The Board of the National Bank of Ukraine has decided to leave the discount rate unchanged at 22% per annum. The NBU Board’s decision to keep a restrained monetary policy in place will help mitigate mounting risks to price stability triggered by turbulence in the global economy and enable the NBU to achieve its objective of lowering headline inflation to 12% by the end of 2016 and 8% by the end of 2017.
In the second half of 2015, headline inflation was on a firm downward path. In annual terms, headline inflation moderated to 43.3%, which was broadly in line with NBU projections. Core inflation continued to decline to 34.7% y-o-y.
The subdued domestic demand, NBU’s restrained monetary policy, and stabilization of inflation expectations have contributed to the easing of inflationary pressures in the last months of the year.

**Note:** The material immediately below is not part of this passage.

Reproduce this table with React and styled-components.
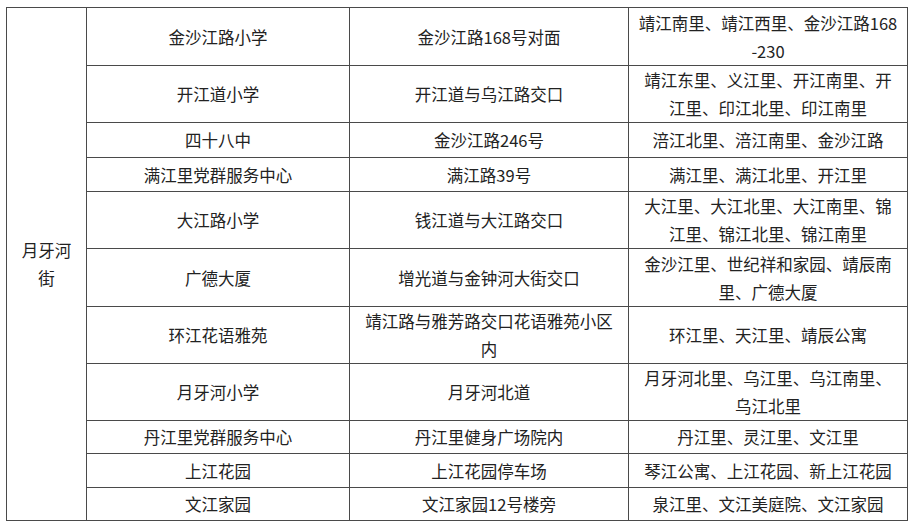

The NBU has kept its headline inflation projection unchanged at 12% by the end of 2016 and 8% by the end of 2017. These projections are consistent with the NBU’s medium-term inflation objectives.
The fundamental factors that were at play last year will further support the disinflation trend this year. We primarily refer to subdued aggregate demand. The NBU has revised its 2016 outlook for economic activity downward. Real GDP is expected to grow at 1.1% in 2016. A weaker-than-previously expected economic recovery can be attributed to lower-than-expected global commodity prices, deteriorating global economic growth prospects, and fresh trade restrictions imposed by the Russian Federation, including a ban on the transit of Ukrainian goods through its territory. A further decline in inflation expectations, cancellation of a temporary surcharge on imports, as well as low global energy and food prices, are among the factors supporting the downward trend in inflation.
On the other hand, a sharper decline in inflation will be restrained by further upward adjustments in administrated prices.
The major downside risks to the inflation forecast and consequently the achievement of the NBU’s 2016 inflation objective include external factors that determine the balance of payments and the exchange rate path of the hryvnia. The NBU has already revised its current account deficit forecast upwards to USD 2.5 billion, or 3% of GDP. Should downside risks materialize, this deficit could be higher, which in turn would adversely affect the path of inflation. These downside risks primarily include falling global prices for key Ukrainian export commodities. Second, downside risks may arise from depreciation of the currencies of Ukraine’s trade partner countries.
In view of the high likelihood of these risks to materialise and the NBU’s commitment to its price stability objective, the NBU deems it necessary to maintain the current monetary conditions.
Going forward, provided that inflationary risks subside primarily due to stabilization of the global commodity markets and the disbursement of the next tranches of official financing, the NBU may resume the gradual easing of monetary policy. At the same time, should the aforementioned risks materialize, the NBU will be forced to keep a restrained monetary policy in place for a longer period to achieve its inflation objectives.
The decision on the discount rate is approved by NBU Board Resolution No. 40, dated 28 January 2016, On the Money Market Regulation.
A detailed macroeconomic forecast will be published in the Inflation Report on 4 February 2016.
The next meeting of the NBU Board on monetary policy issues will be held on 3 March 2016 as scheduled.